Zuckerberg “has to be worried about what happens to Facebook if there’s a Democratic president”, Brock added. “I don’t think the answer to that is the way he’s behaving because all he’s doing is riling up Democratic opposition to Facebook policies, so I’m not sure what the logic is catering to the conservatives if he’s scared of Democratic regulation.”

But for the Facebook founder, who has reportedly held a series of meetings with Republican politicians and conservative commentators, it might be a case of be careful what you wish for. The president’s eldest son, Donald Trump Jr, wrote an opinion column for the Hill website in September entitled Free speech suppression online builds case to break up Big Tech. Josh Hawley, a Republican senator, is an outspoken critic of Silicon Valley.

Conversely, Facebook is hardly a political monolith. Hundreds of staff signed a letter to Zuckerberg and other leaders denouncing the decision to allow political ads containing falsehoods. Sheryl Sandberg, the chief operating officer, told Vanity Fair’s New Establishment summit last month: “I imagine I will support a Democratic nominee. I have spoken for many years about my desire for my daughter and yours to see a woman as president.”

Matt Stoller, a fellow at the Open Markets Institute, argued that Zuckerberg and Sandberg are reckless “authoritarians” who helped get Jair Bolsonaro elected in Brazil and will do whatever it takes to preserve their power.

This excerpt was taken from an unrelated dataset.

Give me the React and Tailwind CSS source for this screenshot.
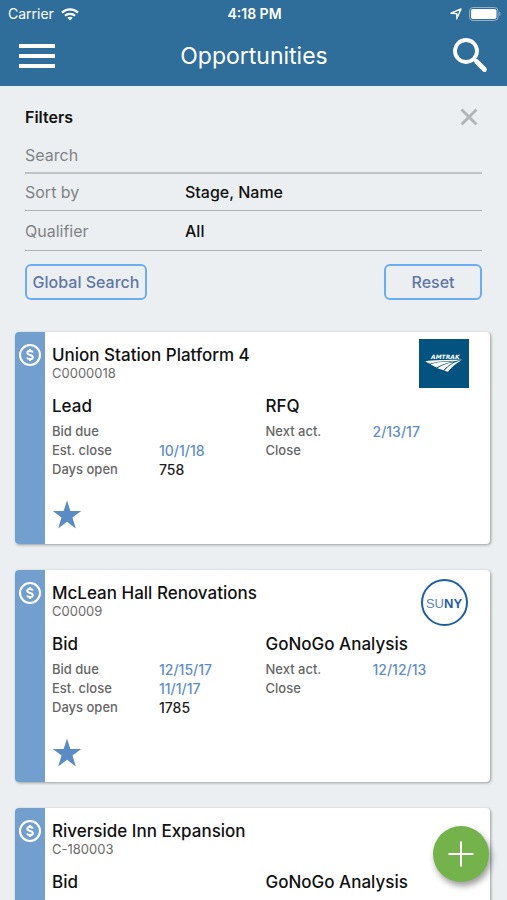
import { useState } from 'react';

const opportunities = [
  {
    id: 'C0000018',
    name: 'Union Station Platform 4',
    logo: 'amtrak',
    stage: 'Lead',
    bidDue: '',
    estClose: '10/1/18',
    daysOpen: '758',
    action: 'RFQ',
    nextAct: '2/13/17',
    close: '',
  },
  {
    id: 'C00009',
    name: 'McLean Hall Renovations',
    logo: 'suny',
    stage: 'Bid',
    bidDue: '12/15/17',
    estClose: '11/1/17',
    daysOpen: '1785',
    action: 'GoNoGo Analysis',
    nextAct: '12/12/13',
    close: '',
  },
  {
    id: 'C-180003',
    name: 'Riverside Inn Expansion',
    logo: null,
    stage: 'Bid',
    bidDue: '',
    estClose: '',
    daysOpen: '',
    action: 'GoNoGo Analysis',
    nextAct: '',
    close: '',
  },
];

const WifiIcon = () => (
  <svg viewBox="0 0 18 13" className="w-[18px] h-[13px]" fill="none" stroke="white" strokeWidth="2.2">
    <path d="M1 4.6C5.4 0.3 12.6 0.3 17 4.6" />
    <path d="M4 7.8C6.8 5.1 11.2 5.1 14 7.8" />
    <path d="M9 12.6L6.3 9.8C7.8 8.4 10.2 8.4 11.7 9.8Z" fill="white" stroke="none" />
  </svg>
);

const LocationIcon = () => (
  <svg viewBox="0 0 12 12" className="w-3 h-3" fill="none" stroke="white" strokeWidth="1.4" strokeLinejoin="round">
    <path d="M11 1L6.8 10.8V5.6L1 5.2Z" />
  </svg>
);

const BatteryIcon = () => (
  <svg viewBox="0 0 32 14" className="w-8 h-[14px]">
    <rect x="0.5" y="0.5" width="28.5" height="13" rx="3.5" fill="none" stroke="#8fb2cc" />
    <rect x="2" y="2" width="25.5" height="10" rx="2" fill="white" />
    <path d="M30.3 4.8C31.9 5.4 31.9 8.6 30.3 9.2Z" fill="#8fb2cc" />
  </svg>
);

const DollarIcon = () => (
  <svg viewBox="0 0 24 24" className="w-6 h-6" fill="none" stroke="white">
    <circle cx="12" cy="12" r="10" strokeWidth="2" />
    <path d="M14.8 9.5C14.4 8.4 13.4 7.9 12 7.9C10.4 7.9 9.3 8.6 9.3 9.8C9.3 12.7 14.8 11.3 14.8 14.2C14.8 15.4 13.7 16.1 12 16.1C10.5 16.1 9.4 15.6 9 14.5" strokeWidth="2" />
    <path d="M12 6V8M12 16V18" strokeWidth="2.2" />
  </svg>
);

const AmtrakLogo = () => (
  <svg viewBox="0 0 50 49" className="w-[50px] h-[49px]" role="img" aria-label="Amtrak">
    <rect width="50" height="49" fill="#03527f" />
    <text x="12" y="20" fontFamily="DejaVu Sans, sans-serif" fontSize="6" fontWeight="bold" fontStyle="italic" fill="white">
      AMTRAK
    </text>
    <g fill="white">
      <path d="M6.2 22.4C13 20.4 30 21.2 43.6 20.4C39 21.6 36 22 33.5 22.5C27 21.8 17 22.2 11 24.8Z" />
      <path d="M11.6 25.4C17 22.8 26 22.4 32 23C27.5 24 21.5 26 17.6 28.6Z" />
      <path d="M18.4 29.2C22.4 26.2 28.6 24 34.4 23.2C31 25.4 27 28 24.6 31.2Z" />
      <path d="M25.4 31.8C28.5 27.4 35 22.6 42.6 21.2C37 24.2 32 28.6 29 32.8Z" />
    </g>
  </svg>
);

const SunyLogo = () => (
  <svg viewBox="0 0 50 50" className="w-[50px] h-[50px]" role="img" aria-label="SUNY">
    <circle cx="25.5" cy="25.5" r="22.5" fill="white" stroke="#1f5da3" strokeWidth="2" />
    <text x="25" y="30.5" textAnchor="middle" fontFamily="Liberation Sans, sans-serif" fontSize="13" fill="#1f5da3">
      <tspan fill="#5b86b8">SU</tspan>
      <tspan fontWeight="700">NY</tspan>
    </text>
  </svg>
);

const StarIcon = () => (
  <svg viewBox="0 0 30 30" className="w-[30px] h-[30px]" fill="#5a8bc4">
    <path d="M15 0.5L18.4 11H29.2L20.5 17.6L23.8 28.5L15 21.8L6.2 28.5L9.5 17.6L0.8 11H11.6Z" />
  </svg>
);

const Field = ({ label, value, dark }) => (
  <div className="flex h-[19px]">
    <dt className="w-[107px] text-[13px] text-[#666]">{label}</dt>
    <dd className={dark ? 'text-sm leading-[19px] text-[#1c1c1c]' : 'text-sm leading-[19px] text-[#5f8dc8]'}>{value}</dd>
  </div>
);

const OpportunityCard = ({ item }) => (
  <article className="flex rounded bg-white overflow-hidden shadow-[1px_1px_3px_rgba(0,0,0,0.35)]">
    <div className="w-[30px] shrink-0 bg-[#739fcf] flex justify-center pt-[11px]">
      <DollarIcon />
    </div>
    <div className="flex-1 min-w-0 pt-[7px] pb-[14px] pl-[7px] pr-[21px]">
      <div className="flex justify-between h-[50px]">
        <div className="pt-[5px]">
          <h2 className="text-[17px] leading-[22px] font-medium text-[#111]">{item.name}</h2>
          <p className="text-[13px] leading-[14px] text-[#6b6b6b]">{item.id}</p>
        </div>
        {item.logo === 'amtrak' && <AmtrakLogo />}
        {item.logo === 'suny' && <SunyLogo />}
      </div>
      <div className="grid grid-cols-2 mt-[5px] leading-[19px] font-medium">
        <section>
          <h3 className="text-[17px] leading-6 mb-1 text-[#111]">{item.stage}</h3>
          <dl>
            <Field label="Bid due" value={item.bidDue} />
            <Field label="Est. close" value={item.estClose} />
            <Field label="Days open" value={item.daysOpen} dark />
          </dl>
        </section>
        <section className="pl-[5px]">
          <h3 className="text-[17px] leading-6 mb-1 text-[#111]">{item.action}</h3>
          <dl>
            <Field label="Next act." value={item.nextAct} />
            <Field label="Close" value={item.close} />
          </dl>
        </section>
      </div>
      <button aria-label="Favorite" className="block mt-[21px]">
        <StarIcon />
      </button>
    </div>
  </article>
);

const App = () => {
  const [search, setSearch] = useState('');
  const [sortBy, setSortBy] = useState('Stage, Name');
  const [qualifier, setQualifier] = useState('All');

  // Reset Filters Handler
  const handleReset = () => {
    setSearch('');
    setSortBy('Stage, Name');
    setQualifier('All');
  };

  return (
    <div className="relative h-screen flex flex-col overflow-hidden bg-[#ebeff2] font-[Inter,sans-serif]">
      {/* Header */}
      <header className="shrink-0 pb-[2px] bg-[#2f6d9a] text-white">
        <div className="grid grid-cols-3 items-center h-7 pl-2 pr-[6px] text-sm">
          <div className="flex items-center gap-[7px]">
            <span>Carrier</span>
            <WifiIcon />
          </div>
          <span className="text-center font-semibold">4:18 PM</span>
          <div className="flex items-center justify-end gap-[7px]">
            <LocationIcon />
            <BatteryIcon />
          </div>
        </div>
        <div className="flex items-center justify-between h-14 pl-[19px] pr-[18px]">
          <button aria-label="Menu" className="flex flex-col gap-[6px]">
            <span className="w-9 h-1 bg-white" />
            <span className="w-9 h-1 bg-white" />
            <span className="w-9 h-1 bg-white" />
          </button>
          <h1 className="text-[23px] leading-7">Opportunities</h1>
          <button aria-label="Search opportunities">
            <svg viewBox="0 0 36 36" className="w-9 h-9" fill="none" stroke="white">
              <circle cx="13" cy="13" r="11" strokeWidth="3.8" />
              <path d="M20.5 20.5L23 23" strokeWidth="3" />
              <path d="M23.5 23.5L31.5 31.5" strokeWidth="4.8" strokeLinecap="round" />
            </svg>
          </button>
        </div>
      </header>

      <main className="flex-1 min-h-0 overflow-y-auto [scrollbar-width:none]">
        {/* Filters */}
        <form className="pt-[19px] px-[25px]" onSubmit={(e) => e.preventDefault()}>
          <div className="flex items-center justify-between h-6 mb-2">
            <h2 className="text-base font-semibold text-[#111]">Filters</h2>
            <button type="button" aria-label="Close filters" className="mr-1">
              <svg viewBox="0 0 18 18" className="w-[18px] h-[18px]" stroke="#b3b6b7" strokeWidth="3">
                <path d="M1.5 1.5L16.5 16.5M16.5 1.5L1.5 16.5" />
              </svg>
            </button>
          </div>
          <input
            type="text"
            placeholder="Search"
            aria-label="Search"
            value={search}
            className="block w-full h-[37px] border-b-2 border-[#bec2c3] text-base placeholder:text-[#808384] outline-none"
            onChange={(e) => setSearch(e.target.value)}
          />
          <div className="flex items-center h-[37px] border-b border-[#aeb1b3]">
            <label htmlFor="sortBy" className="w-40 text-base text-[#808384]">Sort by</label>
            <select
              id="sortBy"
              value={sortBy}
              className="flex-1 appearance-none text-base font-medium text-[#111] outline-none"
              onChange={(e) => setSortBy(e.target.value)}
            >
              <option>Stage, Name</option>
            </select>
          </div>
          <div className="flex items-center h-10 border-b border-[#aeb1b3]">
            <label htmlFor="qualifier" className="w-40 text-base text-[#808384]">Qualifier</label>
            <select
              id="qualifier"
              value={qualifier}
              className="flex-1 appearance-none text-base font-medium text-[#111] outline-none"
              onChange={(e) => setQualifier(e.target.value)}
            >
              <option>All</option>
            </select>
          </div>
          <div className="flex justify-between mt-[13px] text-base font-medium text-[#5f76a6]">
            <button type="submit" className="h-9 w-[122px] border-2 border-[#6cacf0] rounded-md whitespace-nowrap">
              Global Search
            </button>
            <button type="button" onClick={handleReset} className="h-9 w-[98px] border-2 border-[#6cacf0] rounded-md">
              Reset
            </button>
          </div>
        </form>

        {/* List Opportunities */}
        <div className="flex flex-col gap-[26px] pt-8 pb-6 pl-[15px] pr-[17px]">
          {opportunities.map((item) => (
            <OpportunityCard key={item.id} item={item} />
          ))}
        </div>
      </main>

      {/* Add Button */}
      <button
        aria-label="Add opportunity"
        className="absolute right-[18px] bottom-[18px] w-14 h-14 rounded-full bg-[#74b34c] flex items-center justify-center shadow-[2px_4px_6px_rgba(0,0,0,0.4)]"
      >
        <svg viewBox="0 0 26 26" className="w-[26px] h-[26px]" stroke="white" strokeWidth="2">
          <path d="M13 0.5V25.5M0.5 13H25.5" />
        </svg>
      </button>
    </div>
  );
};

export default App;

“I don’t see why Facebook book wouldn’t give Trump a massive, unlimited donation to get him re-elected. Who would even be able to find out whether they did that?”

But Stoller, author of Goliath: The Hundred Year War Between Monopoly Power and Democracy, added: “I’m not saying that they are just for Republicans. I think that they are as likely to try to destroy Josh Hawley or to try to promote Kamala Harris or Pete Buttigieg or other candidates they like as they are to help Trump.

“They’re authoritarians. They don’t care particularly about which party is in charge.”